** start **

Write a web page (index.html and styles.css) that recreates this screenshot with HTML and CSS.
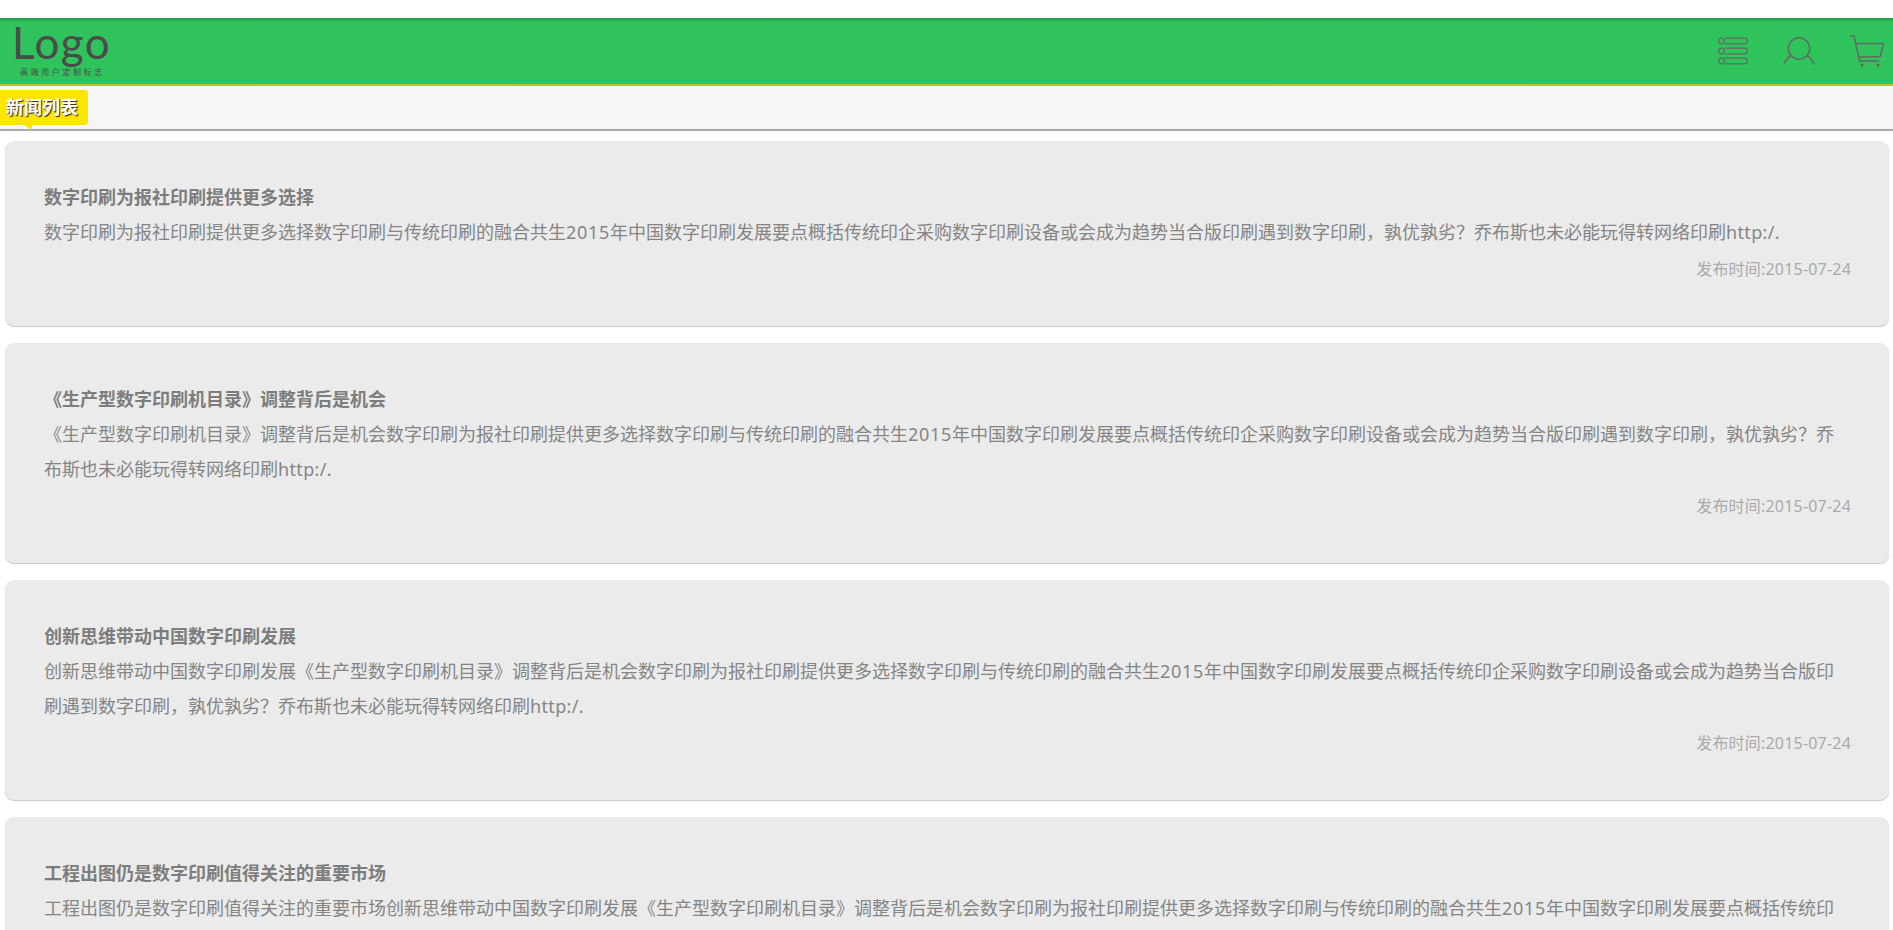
FILE: index.html
```html
<!DOCTYPE html>
<html lang="zh-CN">
<head>
<meta charset="utf-8">
<title>新闻列表</title>
<link rel="stylesheet" href="styles.css">
</head>
<body>
<header class="header">
  <div class="logo">
    <div class="logo-word">Logo</div>
    <div class="logo-sub">高端用户定制标志</div>
  </div>
  <nav class="icons">
    <svg class="icon" width="30" height="28" viewBox="0 0 30 28" fill="none" stroke="#626a64" stroke-width="1.3">
      <circle cx="3.500" cy="4" r="2.800"/><path d="M7 1.200H26.500A2.800 2.800 0 0 1 26.500 6.800H7"/>
      <circle cx="3.500" cy="14" r="2.800"/><path d="M7 11.200H26.500A2.800 2.800 0 0 1 26.500 16.800H7"/>
      <circle cx="3.500" cy="24" r="2.800"/><path d="M7 21.200H26.500A2.800 2.800 0 0 1 26.500 26.800H7"/>
    </svg>
    <svg class="icon" width="32" height="28" viewBox="0 0 32 28" fill="none" stroke="#626a64" stroke-width="1.500">
      <circle cx="16" cy="11.500" r="10.700"/><path d="M.7 27.500C2.500 23 5 20 8.500 18.500M31.300 27.500C29.500 23 27 20 23.500 18.500"/>
    </svg>
    <svg class="icon" width="34" height="32" viewBox="0 0 34 32" fill="none" stroke="#626a64" stroke-width="1.500">
      <path d="M0 .8H4L9.500 26H29M5.800 8.500H33.300L30.300 21.500L8.500 22"/>
      <circle cx="12" cy="30" r="1.500" fill="#626a64" stroke="none"/><circle cx="28" cy="30" r="1.500" fill="#626a64" stroke="none"/>
    </svg>
  </nav>
</header>
<div class="subbar">
  <span class="tag">新闻列表</span>
</div>
<main class="list">
  <article class="card">
    <h2 class="card-title">数字印刷为报社印刷提供更多选择</h2>
    <p class="card-text">数字印刷为报社印刷提供更多选择数字印刷与传统印刷的融合共生<span class="year">2015</span>年中国数字印刷发展要点概括传统印企采购数字印刷设备或会成为趋势当合版印刷遇到数字印刷，孰优孰劣？乔布斯也未必能玩得转网络印刷<span class="url">http:/.</span></p>
    <div class="card-date">发布时间:2015-07-24</div>
  </article>
  <article class="card">
    <h2 class="card-title">《生产型数字印刷机目录》调整背后是机会</h2>
    <p class="card-text">《生产型数字印刷机目录》调整背后是机会数字印刷为报社印刷提供更多选择数字印刷与传统印刷的融合共生<span class="year">2015</span>年中国数字印刷发展要点概括传统印企采购数字印刷设备或会成为趋势当合版印刷遇到数字印刷，孰优孰劣？乔布斯也未必能玩得转网络印刷<span class="url">http:/.</span></p>
    <div class="card-date">发布时间:2015-07-24</div>
  </article>
  <article class="card">
    <h2 class="card-title">创新思维带动中国数字印刷发展</h2>
    <p class="card-text">创新思维带动中国数字印刷发展《生产型数字印刷机目录》调整背后是机会数字印刷为报社印刷提供更多选择数字印刷与传统印刷的融合共生<span class="year">2015</span>年中国数字印刷发展要点概括传统印企采购数字印刷设备或会成为趋势当合版印刷遇到数字印刷，孰优孰劣？乔布斯也未必能玩得转网络印刷<span class="url">http:/.</span></p>
    <div class="card-date">发布时间:2015-07-24</div>
  </article>
  <article class="card">
    <h2 class="card-title">工程出图仍是数字印刷值得关注的重要市场</h2>
    <p class="card-text">工程出图仍是数字印刷值得关注的重要市场创新思维带动中国数字印刷发展《生产型数字印刷机目录》调整背后是机会数字印刷为报社印刷提供更多选择数字印刷与传统印刷的融合共生<span class="year">2015</span>年中国数字印刷发展要点概括传统印企采购数字印刷设备或会成为趋势当合版印刷遇到数字印刷，孰优孰劣？乔布斯也未必能玩得转网络印刷<span class="url">http:/.</span></p>
    <div class="card-date">发布时间:2015-07-24</div>
  </article>
</main>
</body>
</html>
```
FILE: styles.css
```css
* { box-sizing: border-box; }
html, body { height: 930px; overflow: hidden; }
body {
  margin: 0;
  padding-top: 18px;
  background: #fff;
  font-family: "Noto Sans", "Noto Sans CJK SC", sans-serif;
  color: #777;
}
.header {
  height: 68px;
  display: flex;
  justify-content: space-between;
  align-items: center;
  padding: 0 9px 0 12px;
  background-color: #2ec35b;
  background-image:
    linear-gradient(to bottom, rgba(0,0,0,.22), rgba(0,0,0,0) 4px),
    repeating-linear-gradient(to right, rgba(255,255,255,.015) 0 1px, transparent 1px 8px),
    repeating-linear-gradient(to bottom, rgba(255,255,255,.015) 0 1px, transparent 1px 8px);
  border-bottom: 2px solid #c8b832;
}
.logo { color: #4b4b4b; width: 100px; align-self: flex-start; margin-top: 1px; }
.logo-word {
  font-family: Lato, sans-serif;
  font-size: 44px;
  line-height: 46px;
  letter-spacing: 1.500px;
}
.logo-sub {
  font-size: 8px;
  line-height: 10px;
  letter-spacing: 2.600px;
  white-space: nowrap;
  margin-top: 2px;
  margin-left: 8px;
}
.icons { display: flex; align-items: center; gap: 35px; }
.icon { display: block; }
.subbar {
  height: 45px;
  background: #f6f6f6;
  border-bottom: 2px solid #aaa;
  padding-top: 4px;
}
.tag {
  position: relative;
  display: block;
  width: 88px;
  height: 35px;
  padding-left: 6px;
  background: #fde500;
  border-radius: 0 3px 3px 0;
  color: #fff;
  font-size: 18px;
  font-weight: 700;
  line-height: 35px;
  text-shadow: 1px 1px 1px #222;
  white-space: nowrap;
}
.tag::after {
  content: "";
  position: absolute;
  left: 24px;
  top: 35px;
  border-top: 5px solid #fde500;
  border-left: 8px solid transparent;
}
.list {
  display: flex;
  flex-direction: column;
  gap: 17px;
  padding: 10px 4px 0 5px;
}
.card {
  background: #ebebeb;
  border-radius: 9px;
  box-shadow: 0 1px 1px rgba(0,0,0,.22);
  padding: 38px 38px 44.800px 39px;
  flex: none;
}
.card-title {
  margin: 0;
  font-size: 18px;
  font-weight: 700;
  line-height: 36px;
  color: #7d7d7d;
}
.card-text {
  margin: 0;
  font-size: 18px;
  line-height: 35.700px;
  color: #858585;
}
.year { letter-spacing: .7px; }
.url { letter-spacing: .35px; }
.card-date {
  margin-top: 6px;
  font-size: 16px;
  line-height: 24px;
  letter-spacing: .2px;
  text-align: right;
  color: #aaa;
}
```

** end **

**WRITTEN INSTRUCTION**. Transcribe the preceding listing in its entirety and with exact wording, leaving out pictures.

**EXERCISE ANSWER**.
Write a web page (index.html and styles.css) that recreates this screenshot with HTML and CSS.
FILE: index.html
```html
<!DOCTYPE html>
<html lang="zh-CN">
<head>
<meta charset="utf-8">
<title>新闻列表</title>
<link rel="stylesheet" href="styles.css">
</head>
<body>
<header class="header">
  <div class="logo">
    <div class="logo-word">Logo</div>
    <div class="logo-sub">高端用户定制标志</div>
  </div>
  <nav class="icons">
    <svg class="icon" width="30" height="28" viewBox="0 0 30 28" fill="none" stroke="#626a64" stroke-width="1.3">
      <circle cx="3.500" cy="4" r="2.800"/><path d="M7 1.200H26.500A2.800 2.800 0 0 1 26.500 6.800H7"/>
      <circle cx="3.500" cy="14" r="2.800"/><path d="M7 11.200H26.500A2.800 2.800 0 0 1 26.500 16.800H7"/>
      <circle cx="3.500" cy="24" r="2.800"/><path d="M7 21.200H26.500A2.800 2.800 0 0 1 26.500 26.800H7"/>
    </svg>
    <svg class="icon" width="32" height="28" viewBox="0 0 32 28" fill="none" stroke="#626a64" stroke-width="1.500">
      <circle cx="16" cy="11.500" r="10.700"/><path d="M.7 27.500C2.500 23 5 20 8.500 18.500M31.300 27.500C29.500 23 27 20 23.500 18.500"/>
    </svg>
    <svg class="icon" width="34" height="32" viewBox="0 0 34 32" fill="none" stroke="#626a64" stroke-width="1.500">
      <path d="M0 .8H4L9.500 26H29M5.800 8.500H33.300L30.300 21.500L8.500 22"/>
      <circle cx="12" cy="30" r="1.500" fill="#626a64" stroke="none"/><circle cx="28" cy="30" r="1.500" fill="#626a64" stroke="none"/>
    </svg>
  </nav>
</header>
<div class="subbar">
  <span class="tag">新闻列表</span>
</div>
<main class="list">
  <article class="card">
    <h2 class="card-title">数字印刷为报社印刷提供更多选择</h2>
    <p class="card-text">数字印刷为报社印刷提供更多选择数字印刷与传统印刷的融合共生<span class="year">2015</span>年中国数字印刷发展要点概括传统印企采购数字印刷设备或会成为趋势当合版印刷遇到数字印刷，孰优孰劣？乔布斯也未必能玩得转网络印刷<span class="url">http:/.</span></p>
    <div class="card-date">发布时间:2015-07-24</div>
  </article>
  <article class="card">
    <h2 class="card-title">《生产型数字印刷机目录》调整背后是机会</h2>
    <p class="card-text">《生产型数字印刷机目录》调整背后是机会数字印刷为报社印刷提供更多选择数字印刷与传统印刷的融合共生<span class="year">2015</span>年中国数字印刷发展要点概括传统印企采购数字印刷设备或会成为趋势当合版印刷遇到数字印刷，孰优孰劣？乔布斯也未必能玩得转网络印刷<span class="url">http:/.</span></p>
    <div class="card-date">发布时间:2015-07-24</div>
  </article>
  <article class="card">
    <h2 class="card-title">创新思维带动中国数字印刷发展</h2>
    <p class="card-text">创新思维带动中国数字印刷发展《生产型数字印刷机目录》调整背后是机会数字印刷为报社印刷提供更多选择数字印刷与传统印刷的融合共生<span class="year">2015</span>年中国数字印刷发展要点概括传统印企采购数字印刷设备或会成为趋势当合版印刷遇到数字印刷，孰优孰劣？乔布斯也未必能玩得转网络印刷<span class="url">http:/.</span></p>
    <div class="card-date">发布时间:2015-07-24</div>
  </article>
  <article class="card">
    <h2 class="card-title">工程出图仍是数字印刷值得关注的重要市场</h2>
    <p class="card-text">工程出图仍是数字印刷值得关注的重要市场创新思维带动中国数字印刷发展《生产型数字印刷机目录》调整背后是机会数字印刷为报社印刷提供更多选择数字印刷与传统印刷的融合共生<span class="year">2015</span>年中国数字印刷发展要点概括传统印企采购数字印刷设备或会成为趋势当合版印刷遇到数字印刷，孰优孰劣？乔布斯也未必能玩得转网络印刷<span class="url">http:/.</span></p>
    <div class="card-date">发布时间:2015-07-24</div>
  </article>
</main>
</body>
</html>
```
FILE: styles.css
```css
* { box-sizing: border-box; }
html, body { height: 930px; overflow: hidden; }
body {
  margin: 0;
  padding-top: 18px;
  background: #fff;
  font-family: "Noto Sans", "Noto Sans CJK SC", sans-serif;
  color: #777;
}
.header {
  height: 68px;
  display: flex;
  justify-content: space-between;
  align-items: center;
  padding: 0 9px 0 12px;
  background-color: #2ec35b;
  background-image:
    linear-gradient(to bottom, rgba(0,0,0,.22), rgba(0,0,0,0) 4px),
    repeating-linear-gradient(to right, rgba(255,255,255,.015) 0 1px, transparent 1px 8px),
    repeating-linear-gradient(to bottom, rgba(255,255,255,.015) 0 1px, transparent 1px 8px);
  border-bottom: 2px solid #c8b832;
}
.logo { color: #4b4b4b; width: 100px; align-self: flex-start; margin-top: 1px; }
.logo-word {
  font-family: Lato, sans-serif;
  font-size: 44px;
  line-height: 46px;
  letter-spacing: 1.500px;
}
.logo-sub {
  font-size: 8px;
  line-height: 10px;
  letter-spacing: 2.600px;
  white-space: nowrap;
  margin-top: 2px;
  margin-left: 8px;
}
.icons { display: flex; align-items: center; gap: 35px; }
.icon { display: block; }
.subbar {
  height: 45px;
  background: #f6f6f6;
  border-bottom: 2px solid #aaa;
  padding-top: 4px;
}
.tag {
  position: relative;
  display: block;
  width: 88px;
  height: 35px;
  padding-left: 6px;
  background: #fde500;
  border-radius: 0 3px 3px 0;
  color: #fff;
  font-size: 18px;
  font-weight: 700;
  line-height: 35px;
  text-shadow: 1px 1px 1px #222;
  white-space: nowrap;
}
.tag::after {
  content: "";
  position: absolute;
  left: 24px;
  top: 35px;
  border-top: 5px solid #fde500;
  border-left: 8px solid transparent;
}
.list {
  display: flex;
  flex-direction: column;
  gap: 17px;
  padding: 10px 4px 0 5px;
}
.card {
  background: #ebebeb;
  border-radius: 9px;
  box-shadow: 0 1px 1px rgba(0,0,0,.22);
  padding: 38px 38px 44.800px 39px;
  flex: none;
}
.card-title {
  margin: 0;
  font-size: 18px;
  font-weight: 700;
  line-height: 36px;
  color: #7d7d7d;
}
.card-text {
  margin: 0;
  font-size: 18px;
  line-height: 35.700px;
  color: #858585;
}
.year { letter-spacing: .7px; }
.url { letter-spacing: .35px; }
.card-date {
  margin-top: 6px;
  font-size: 16px;
  line-height: 24px;
  letter-spacing: .2px;
  text-align: right;
  color: #aaa;
}
```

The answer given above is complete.